## Instructions for the task
Quote the listing in full, exactly as given, minus any pictures.

## Data
+ + +
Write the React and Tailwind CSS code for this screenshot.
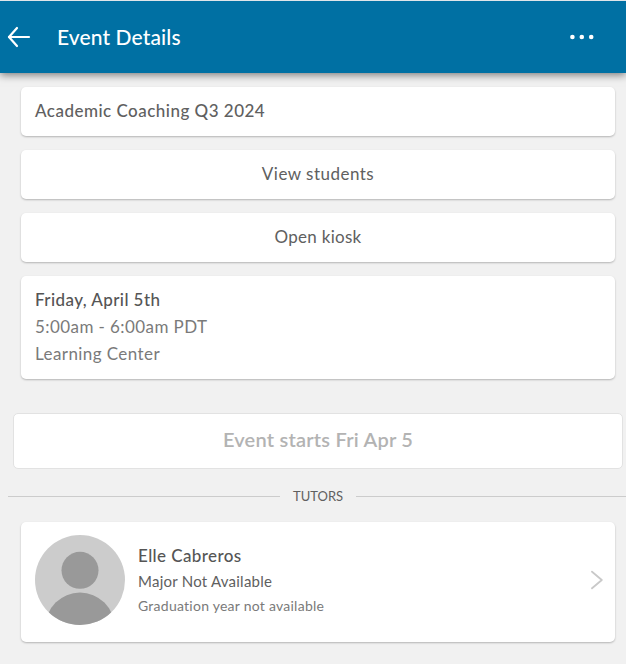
import React from "react";

const eventInfo = {
  name: "Academic Coaching Q3 2024",
  date: "Friday, April 5th",
  time: "5:00am - 6:00am PDT",
  location: "Learning Center",
  status: "Event starts Fri Apr 5",
};

const tutors = [
  {
    name: "Elle Cabreros",
    major: "Major Not Available",
    graduation: "Graduation year not available",
  },
];

const BackIcon = () => (
  <svg width="24" height="22" viewBox="0 0 24 22" fill="none" stroke="#fff" strokeWidth="2.2" strokeLinecap="round" strokeLinejoin="round">
    <path d="M10 2L2 11L10 20" />
    <path d="M2 11H22" />
  </svg>
);

const MoreIcon = () => (
  <svg width="24" height="6" viewBox="0 0 24 6" fill="#fff">
    <circle cx="2.4" cy="3" r="2.3" />
    <circle cx="11.8" cy="3" r="2.3" />
    <circle cx="21.2" cy="3" r="2.3" />
  </svg>
);

const ChevronIcon = () => (
  <svg width="12" height="20" viewBox="0 0 12 20" fill="none" stroke="#c9c9c9" strokeWidth="1.8" strokeLinecap="round" strokeLinejoin="round">
    <path d="M1 1.7L10.8 10L1 18.3" />
  </svg>
);

// grey placeholder shown when a tutor has no photo
const Avatar = () => (
  <svg className="shrink-0" width="90" height="90" viewBox="0 0 90 90">
    <defs>
      <clipPath id="avatar">
        <circle cx="45" cy="45" r="45" />
      </clipPath>
    </defs>
    <g clipPath="url(#avatar)">
      <rect width="90" height="90" fill="#ccc" />
      <circle cx="45" cy="35.3" r="18.5" fill="#999" />
      <circle cx="45" cy="92" r="34.5" fill="#999" />
    </g>
  </svg>
);

const Card = ({ className, children }) => (
  <div className={`rounded-[5px] bg-white shadow-[0_1px_2px_rgba(0,0,0,0.25)] ${className}`}>
    {children}
  </div>
);

const App = () => {
  return (
    <div className="flex h-screen flex-col overflow-hidden bg-[#f1f1f1] font-['Lato',sans-serif] whitespace-nowrap text-[#606060]">
      <header className="z-10 flex h-[73px] shrink-0 items-center border-t border-[#dfe5ea] bg-[#0070a3] pr-8 pl-[7px] text-white shadow-[0_2px_8px_rgba(0,0,0,0.5)]">
        <BackIcon />
        <h1 className="ml-[26px] text-[21px] leading-7 font-medium tracking-[0.12px]">Event Details</h1>
        <button className="ml-auto">
          <MoreIcon />
        </button>
      </header>

      <main className="flex flex-col pt-3.5">
        <div className="mr-[11px] ml-[21px] flex flex-col gap-3.5 text-[17px] leading-[27px] tracking-[0.42px]">
          <Card className="h-[49px] px-3.5 pt-2.5 font-medium tracking-[0.48px]">
            <span>{eventInfo.name}</span>
          </Card>
          <Card className="h-[49px] pt-2.5 text-center tracking-[0.48px]">
            <span>View students</span>
          </Card>
          <Card className="h-[49px] pt-2.5 text-center tracking-[0.3px]">
            <span>Open kiosk</span>
          </Card>
          <Card className="h-[103px] px-3.5 pt-2.5 text-[#7a7a7a]">
            <p className="font-medium text-[#555]">
              <span>{eventInfo.date}</span>
            </p>
            <p>
              <span>{eventInfo.time}</span>
            </p>
            <p>
              <span>{eventInfo.location}</span>
            </p>
          </Card>
        </div>

        <div className="mt-[34px] mr-[3px] ml-[13px] h-14 rounded-[5px] border border-[#e2e2e2] bg-white pt-[11px] text-center text-xl leading-7 font-semibold tracking-[0.22px] text-[#b3b3b3]">
          <span>{eventInfo.status}</span>
        </div>

        <div className="mt-[17px] ml-2 flex h-5 items-center gap-[13px]">
          <div className="h-px w-[272px] bg-[#ccc]" />
          <h2 className="w-[50px] pt-px text-center text-[13px]">
            <span>TUTORS</span>
          </h2>
          <div className="h-px flex-1 bg-[#ccc]" />
        </div>

        {tutors.map((tutor) => (
          <Card key={tutor.name} className="mt-4 mr-[11px] ml-[21px] flex h-[120px] items-center pr-3 pb-1 pl-3.5">
            <Avatar />
            <div className="ml-[13px]">
              <p className="text-[17px] leading-[27px] font-medium tracking-[0.4px] text-[#555]">
                <span>{tutor.name}</span>
              </p>
              <p className="text-[15px] leading-[25px] tracking-[0.24px]">
                <span>{tutor.major}</span>
              </p>
              <p className="text-[14px] leading-6 tracking-[0.25px] text-[#7a7a7a]">
                <span>{tutor.graduation}</span>
              </p>
            </div>
            <div className="ml-auto">
              <ChevronIcon />
            </div>
          </Card>
        ))}
      </main>
    </div>
  );
};

export default App;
+ + +
## Solution for this problem
Write the React and Tailwind CSS code for this screenshot.
import React from "react";

const eventInfo = {
  name: "Academic Coaching Q3 2024",
  date: "Friday, April 5th",
  time: "5:00am - 6:00am PDT",
  location: "Learning Center",
  status: "Event starts Fri Apr 5",
};

const tutors = [
  {
    name: "Elle Cabreros",
    major: "Major Not Available",
    graduation: "Graduation year not available",
  },
];

const BackIcon = () => (
  <svg width="24" height="22" viewBox="0 0 24 22" fill="none" stroke="#fff" strokeWidth="2.2" strokeLinecap="round" strokeLinejoin="round">
    <path d="M10 2L2 11L10 20" />
    <path d="M2 11H22" />
  </svg>
);

const MoreIcon = () => (
  <svg width="24" height="6" viewBox="0 0 24 6" fill="#fff">
    <circle cx="2.4" cy="3" r="2.3" />
    <circle cx="11.8" cy="3" r="2.3" />
    <circle cx="21.2" cy="3" r="2.3" />
  </svg>
);

const ChevronIcon = () => (
  <svg width="12" height="20" viewBox="0 0 12 20" fill="none" stroke="#c9c9c9" strokeWidth="1.8" strokeLinecap="round" strokeLinejoin="round">
    <path d="M1 1.7L10.8 10L1 18.3" />
  </svg>
);

// grey placeholder shown when a tutor has no photo
const Avatar = () => (
  <svg className="shrink-0" width="90" height="90" viewBox="0 0 90 90">
    <defs>
      <clipPath id="avatar">
        <circle cx="45" cy="45" r="45" />
      </clipPath>
    </defs>
    <g clipPath="url(#avatar)">
      <rect width="90" height="90" fill="#ccc" />
      <circle cx="45" cy="35.3" r="18.5" fill="#999" />
      <circle cx="45" cy="92" r="34.5" fill="#999" />
    </g>
  </svg>
);

const Card = ({ className, children }) => (
  <div className={`rounded-[5px] bg-white shadow-[0_1px_2px_rgba(0,0,0,0.25)] ${className}`}>
    {children}
  </div>
);

const App = () => {
  return (
    <div className="flex h-screen flex-col overflow-hidden bg-[#f1f1f1] font-['Lato',sans-serif] whitespace-nowrap text-[#606060]">
      <header className="z-10 flex h-[73px] shrink-0 items-center border-t border-[#dfe5ea] bg-[#0070a3] pr-8 pl-[7px] text-white shadow-[0_2px_8px_rgba(0,0,0,0.5)]">
        <BackIcon />
        <h1 className="ml-[26px] text-[21px] leading-7 font-medium tracking-[0.12px]">Event Details</h1>
        <button className="ml-auto">
          <MoreIcon />
        </button>
      </header>

      <main className="flex flex-col pt-3.5">
        <div className="mr-[11px] ml-[21px] flex flex-col gap-3.5 text-[17px] leading-[27px] tracking-[0.42px]">
          <Card className="h-[49px] px-3.5 pt-2.5 font-medium tracking-[0.48px]">
            <span>{eventInfo.name}</span>
          </Card>
          <Card className="h-[49px] pt-2.5 text-center tracking-[0.48px]">
            <span>View students</span>
          </Card>
          <Card className="h-[49px] pt-2.5 text-center tracking-[0.3px]">
            <span>Open kiosk</span>
          </Card>
          <Card className="h-[103px] px-3.5 pt-2.5 text-[#7a7a7a]">
            <p className="font-medium text-[#555]">
              <span>{eventInfo.date}</span>
            </p>
            <p>
              <span>{eventInfo.time}</span>
            </p>
            <p>
              <span>{eventInfo.location}</span>
            </p>
          </Card>
        </div>

        <div className="mt-[34px] mr-[3px] ml-[13px] h-14 rounded-[5px] border border-[#e2e2e2] bg-white pt-[11px] text-center text-xl leading-7 font-semibold tracking-[0.22px] text-[#b3b3b3]">
          <span>{eventInfo.status}</span>
        </div>

        <div className="mt-[17px] ml-2 flex h-5 items-center gap-[13px]">
          <div className="h-px w-[272px] bg-[#ccc]" />
          <h2 className="w-[50px] pt-px text-center text-[13px]">
            <span>TUTORS</span>
          </h2>
          <div className="h-px flex-1 bg-[#ccc]" />
        </div>

        {tutors.map((tutor) => (
          <Card key={tutor.name} className="mt-4 mr-[11px] ml-[21px] flex h-[120px] items-center pr-3 pb-1 pl-3.5">
            <Avatar />
            <div className="ml-[13px]">
              <p className="text-[17px] leading-[27px] font-medium tracking-[0.4px] text-[#555]">
                <span>{tutor.name}</span>
              </p>
              <p className="text-[15px] leading-[25px] tracking-[0.24px]">
                <span>{tutor.major}</span>
              </p>
              <p className="text-[14px] leading-6 tracking-[0.25px] text-[#7a7a7a]">
                <span>{tutor.graduation}</span>
              </p>
            </div>
            <div className="ml-auto">
              <ChevronIcon />
            </div>
          </Card>
        ))}
      </main>
    </div>
  );
};

export default App;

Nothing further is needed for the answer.